- Frank Houghton, c. 1930s
- Church: Church in China
- Diocese: East Szechwan
- Installed: 1936
- Term ended: 1940
- Predecessor: John Holden (as Bishop of Western China)
- Successor: Kenneth Bevan

Orders
- Ordination: 1917

Personal details
- Born: 1894 Stafford, Staffordshire, England
- Died: 1972 (aged 77–78)
- Denomination: Anglican
- Spouse: Dorothy Cassels
- Alma mater: University of London

= Frank Houghton =

Anglican missionary

Frank Houghton (1894-1972) was an Anglican missionary bishop and author.

== Biography ==
Houghton was born in Stafford and educated at the University of London and ordained in 1917. He held curacies at St Benedict, Everton and All Saints, Preston before heading to Republican China as a missionary with the China Inland Mission in 1920. In 1923 he married Dorothy Cassels, the daughter of William Cassels, who had been a member of the Cambridge Seven and became a bishop in China. Houghton was general director of the China Inland Mission at the time when the Mission had to leave China in 1951. He was Bishop of East Szechwan from 1937 to 1940. Returning to England he held incumbencies at St Marks, New Milverton, Leamington and St Peter's, Drayton, Banbury.
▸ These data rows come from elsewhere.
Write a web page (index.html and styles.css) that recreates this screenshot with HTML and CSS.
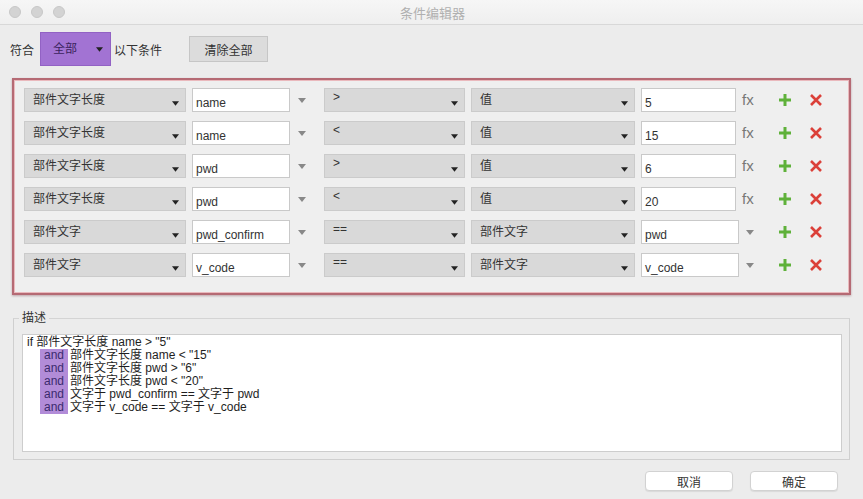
FILE: index.html
```html
<!DOCTYPE html>
<html>
  <head>
    <meta charset="utf-8">
    <title>条件编辑器</title>
    <link rel="stylesheet" href="styles.css">
  </head>
  <body>
    <div class="titlebar">
      <div class="lights"><span></span><span></span><span></span></div>
      <div class="title">条件编辑器</div>
      <div></div>
    </div>

    <div class="toolbar">
      <span>符合</span>
      <div class="match">全部<svg class="caret" viewBox="0 0 8 5"><path d="M0 0h8L4 5z"/></svg></div>
      <span>以下条件</span>
      <button class="clear">清除全部</button>
    </div>

    <div class="panel">
      <div class="row">
        <div class="sel w1">部件文字长度<svg class="caret" viewBox="0 0 8 5"><path d="M0 0h8L4 5z"/></svg></div>
        <div class="inp w2">name</div>
        <div class="drop"><svg viewBox="0 0 8 5"><path d="M0 0h8L4 5z"/></svg></div>
        <div class="sel w3">&gt;<svg class="caret" viewBox="0 0 8 5"><path d="M0 0h8L4 5z"/></svg></div>
        <div class="sel w4">值<svg class="caret" viewBox="0 0 8 5"><path d="M0 0h8L4 5z"/></svg></div>
        <div class="inp w5">5</div>
        <div class="fx">fx</div>
        <svg class="add" viewBox="0 0 14 14"><path d="M7 1v12M1 7h12"/></svg>
        <svg class="del" viewBox="0 0 12 12"><path d="M1 1l10 10M11 1L1 11"/></svg>
      </div>
      <div class="row">
        <div class="sel w1">部件文字长度<svg class="caret" viewBox="0 0 8 5"><path d="M0 0h8L4 5z"/></svg></div>
        <div class="inp w2">name</div>
        <div class="drop"><svg viewBox="0 0 8 5"><path d="M0 0h8L4 5z"/></svg></div>
        <div class="sel w3">&lt;<svg class="caret" viewBox="0 0 8 5"><path d="M0 0h8L4 5z"/></svg></div>
        <div class="sel w4">值<svg class="caret" viewBox="0 0 8 5"><path d="M0 0h8L4 5z"/></svg></div>
        <div class="inp w5">15</div>
        <div class="fx">fx</div>
        <svg class="add" viewBox="0 0 14 14"><path d="M7 1v12M1 7h12"/></svg>
        <svg class="del" viewBox="0 0 12 12"><path d="M1 1l10 10M11 1L1 11"/></svg>
      </div>
      <div class="row">
        <div class="sel w1">部件文字长度<svg class="caret" viewBox="0 0 8 5"><path d="M0 0h8L4 5z"/></svg></div>
        <div class="inp w2">pwd</div>
        <div class="drop"><svg viewBox="0 0 8 5"><path d="M0 0h8L4 5z"/></svg></div>
        <div class="sel w3">&gt;<svg class="caret" viewBox="0 0 8 5"><path d="M0 0h8L4 5z"/></svg></div>
        <div class="sel w4">值<svg class="caret" viewBox="0 0 8 5"><path d="M0 0h8L4 5z"/></svg></div>
        <div class="inp w5">6</div>
        <div class="fx">fx</div>
        <svg class="add" viewBox="0 0 14 14"><path d="M7 1v12M1 7h12"/></svg>
        <svg class="del" viewBox="0 0 12 12"><path d="M1 1l10 10M11 1L1 11"/></svg>
      </div>
      <div class="row">
        <div class="sel w1">部件文字长度<svg class="caret" viewBox="0 0 8 5"><path d="M0 0h8L4 5z"/></svg></div>
        <div class="inp w2">pwd</div>
        <div class="drop"><svg viewBox="0 0 8 5"><path d="M0 0h8L4 5z"/></svg></div>
        <div class="sel w3">&lt;<svg class="caret" viewBox="0 0 8 5"><path d="M0 0h8L4 5z"/></svg></div>
        <div class="sel w4">值<svg class="caret" viewBox="0 0 8 5"><path d="M0 0h8L4 5z"/></svg></div>
        <div class="inp w5">20</div>
        <div class="fx">fx</div>
        <svg class="add" viewBox="0 0 14 14"><path d="M7 1v12M1 7h12"/></svg>
        <svg class="del" viewBox="0 0 12 12"><path d="M1 1l10 10M11 1L1 11"/></svg>
      </div>
      <div class="row">
        <div class="sel w1">部件文字<svg class="caret" viewBox="0 0 8 5"><path d="M0 0h8L4 5z"/></svg></div>
        <div class="inp w2">pwd_confirm</div>
        <div class="drop"><svg viewBox="0 0 8 5"><path d="M0 0h8L4 5z"/></svg></div>
        <div class="sel w3">==<svg class="caret" viewBox="0 0 8 5"><path d="M0 0h8L4 5z"/></svg></div>
        <div class="sel w4">部件文字<svg class="caret" viewBox="0 0 8 5"><path d="M0 0h8L4 5z"/></svg></div>
        <div class="inp w5b">pwd</div>
        <div class="drop2"><svg viewBox="0 0 8 5"><path d="M0 0h8L4 5z"/></svg></div>
        <svg class="add" viewBox="0 0 14 14"><path d="M7 1v12M1 7h12"/></svg>
        <svg class="del" viewBox="0 0 12 12"><path d="M1 1l10 10M11 1L1 11"/></svg>
      </div>
      <div class="row">
        <div class="sel w1">部件文字<svg class="caret" viewBox="0 0 8 5"><path d="M0 0h8L4 5z"/></svg></div>
        <div class="inp w2">v_code</div>
        <div class="drop"><svg viewBox="0 0 8 5"><path d="M0 0h8L4 5z"/></svg></div>
        <div class="sel w3">==<svg class="caret" viewBox="0 0 8 5"><path d="M0 0h8L4 5z"/></svg></div>
        <div class="sel w4">部件文字<svg class="caret" viewBox="0 0 8 5"><path d="M0 0h8L4 5z"/></svg></div>
        <div class="inp w5b">v_code</div>
        <div class="drop2"><svg viewBox="0 0 8 5"><path d="M0 0h8L4 5z"/></svg></div>
        <svg class="add" viewBox="0 0 14 14"><path d="M7 1v12M1 7h12"/></svg>
        <svg class="del" viewBox="0 0 12 12"><path d="M1 1l10 10M11 1L1 11"/></svg>
      </div>
    </div>

    <fieldset class="desc">
      <legend>描述</legend>
      <div class="text">
        <div class="line">if 部件文字长度 name &gt; "5"</div>
        <div class="line sub"><span class="kw">and</span>部件文字长度 name &lt; "15"</div>
        <div class="line sub"><span class="kw">and</span>部件文字长度 pwd &gt; "6"</div>
        <div class="line sub"><span class="kw">and</span>部件文字长度 pwd &lt; "20"</div>
        <div class="line sub"><span class="kw">and</span>文字于 pwd_confirm == 文字于 pwd</div>
        <div class="line sub"><span class="kw">and</span>文字于 v_code == 文字于 v_code</div>
      </div>
    </fieldset>

    <div class="actions">
      <button class="btn">取消</button>
      <button class="btn">确定</button>
    </div>
  </body>
</html>
```

FILE: styles.css
```css
body {
  margin: 0;
  background: #ececec;
  font-family: "Liberation Sans", "Noto Sans CJK SC", sans-serif;
  font-size: 12px;
  color: #333;
  width: 863px;
  height: 499px;
  overflow: hidden;
}
.titlebar {
  height: 24px;
  border-bottom: 1px solid #d8d8d8;
  background: linear-gradient(#f6f6f6, #efefef);
  display: grid;
  grid-template-columns: 1fr auto 1fr;
  align-items: center;
}
.lights {
  display: flex;
  gap: 10px;
  padding-left: 9px;
}
.lights span {
  width: 12px;
  height: 12px;
  border-radius: 50%;
  background: #d3d3d3;
  border: 1px solid #c8c8c8;
  box-sizing: border-box;
}
.title {
  color: #b0b0b0;
  font-size: 13px;
  padding-left: 2px;
}
.toolbar {
  height: 48px;
  padding: 0 0 5px 10px;
  display: flex;
  align-items: center;
}
.match {
  width: 71px;
  height: 34px;
  box-sizing: border-box;
  margin: 0 3px 0 6px;
  background: #a273d3;
  border: 1px solid #9262c4;
  color: #3b235e;
  padding: 6px 0 0 12px;
  display: flex;
  align-items: flex-start;
}
.match .caret {
  margin: 8px 0 0 auto;
  margin-right: 7px;
}
.clear {
  margin-left: 27px;
  width: 79px;
  height: 26px;
  background: #dcdcdc;
  border: 1px solid #c6c6c6;
  font: inherit;
  color: #333;
  padding: 0;
}
.caret {
  width: 7px;
  height: 5px;
  fill: #222;
  flex: none;
}
.panel {
  margin: 0 12px;
  height: 217px;
  box-sizing: border-box;
  border: 2px solid #b56a74;
  box-shadow: inset 0 0 0 1px #eab9bd, 0 1px 2px rgba(120, 60, 70, 0.4);
  background: #efefef;
  padding: 8px 0 0 10px;
  display: flex;
  flex-direction: column;
  gap: 9px;
}
.row {
  display: flex;
  align-items: center;
  height: 24px;
}
.sel, .inp {
  height: 24px;
  box-sizing: border-box;
  display: flex;
  flex: none;
}
.sel {
  background: #d9d9d9;
  border: 1px solid #cbcbcb;
  padding: 1px 6px 0 8px;
  align-items: flex-start;
  margin-right: 6px;
}
.sel .caret {
  margin: 11px 0 0 auto;
}
.inp {
  background: #fff;
  border: 1px solid #c9c9c9;
  padding: 6px 0 0 3px;
  align-items: center;
}
.w1 { width: 162px; }
.w2 { width: 98px; }
.w3 { width: 141px; }
.w4 { width: 164px; }
.w5 { width: 95px; }
.w5b { width: 98px; }
.drop {
  width: 34px;
  flex: none;
  padding-left: 8px;
  box-sizing: border-box;
  display: flex;
}
.drop svg, .drop2 svg {
  width: 8px;
  height: 5px;
  fill: #888;
}
.drop2 {
  width: 39px;
  flex: none;
  padding-left: 7px;
  box-sizing: border-box;
  display: flex;
}
.fx {
  width: 42px;
  flex: none;
  box-sizing: border-box;
  padding: 0 0 2px 6px;
  color: #777;
  font-size: 15px;
}
.add {
  width: 14px;
  height: 14px;
  stroke: #5fb13a;
  stroke-width: 3;
  flex: none;
  margin-right: 18px;
}
.del {
  width: 12px;
  height: 12px;
  stroke: #db4039;
  stroke-width: 2.6;
  flex: none;
}
.desc {
  margin: 15px 13px 0 13px;
  padding: 8px 7px 7px 8px;
  border: 1px solid #cfcfcf;
  border-top-color: #d4d4d4;
}
.desc legend {
  padding: 0 3px;
  margin-left: -3px;
  line-height: 16px;
  font-size: 12px;
}
.text {
  height: 118px;
  box-sizing: border-box;
  background: #fff;
  border: 1px solid #cdcdcd;
  padding: 1px 0 0 4px;
  font-size: 12px;
  color: #1e1e1e;
}
.line {
  height: 13px;
  line-height: 13px;
  white-space: pre;
}
.sub {
  padding-left: 13px;
}
.kw {
  display: inline-block;
  width: 28px;
  height: 13px;
  box-sizing: border-box;
  padding-left: 4px;
  margin-right: 2px;
  background: #b28cd8;
  color: #3b2a6e;
}
.actions {
  display: flex;
  justify-content: flex-end;
  gap: 17px;
  margin: 11px 25px 0 0;
}
.btn {
  width: 88px;
  height: 20px;
  background: #fff;
  border: 1px solid #d2d2d2;
  border-radius: 4px;
  font: inherit;
  color: #333;
  padding: 0;
  box-shadow: 0 1px 1px rgba(0, 0, 0, 0.08);
}
```
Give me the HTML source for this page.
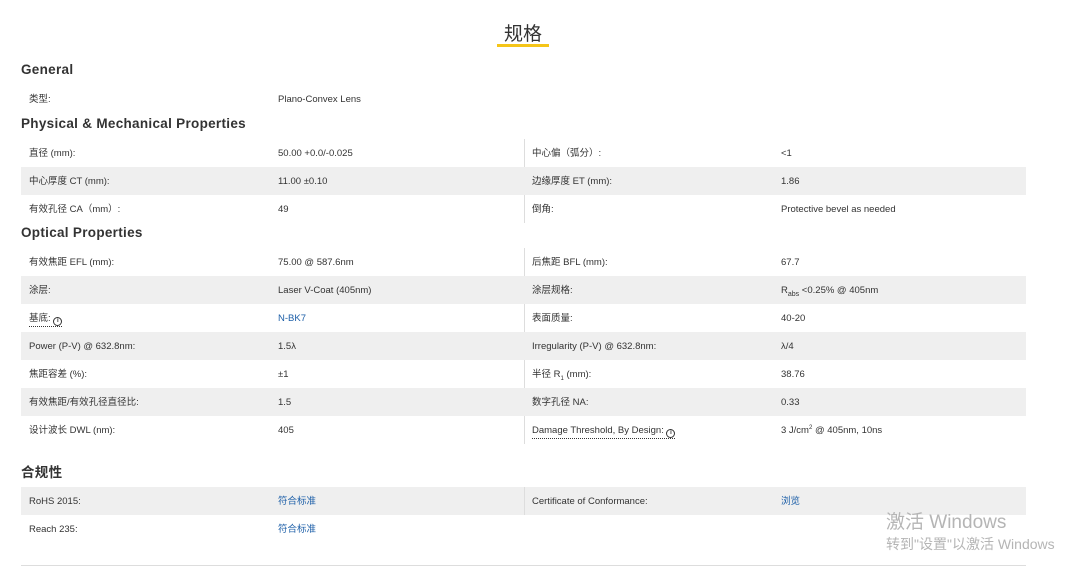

He retired in 1963 and died on 25 January 1972.

==Works==
Houghton's books include The Two Hundred (1932); China Calling (1936); If We Believe (1952); Amy Carmichael of Dohnavur (1953); The Fire Burns On (1964); and Living Your Life (1966).

He also wrote the hymns "Facing a Task Unfinished", "My Lord, Who in the Desert Fed", "O Thou Who Dost Direct My Feet" and "Thou Who Wast Rich Beyond All Splendour".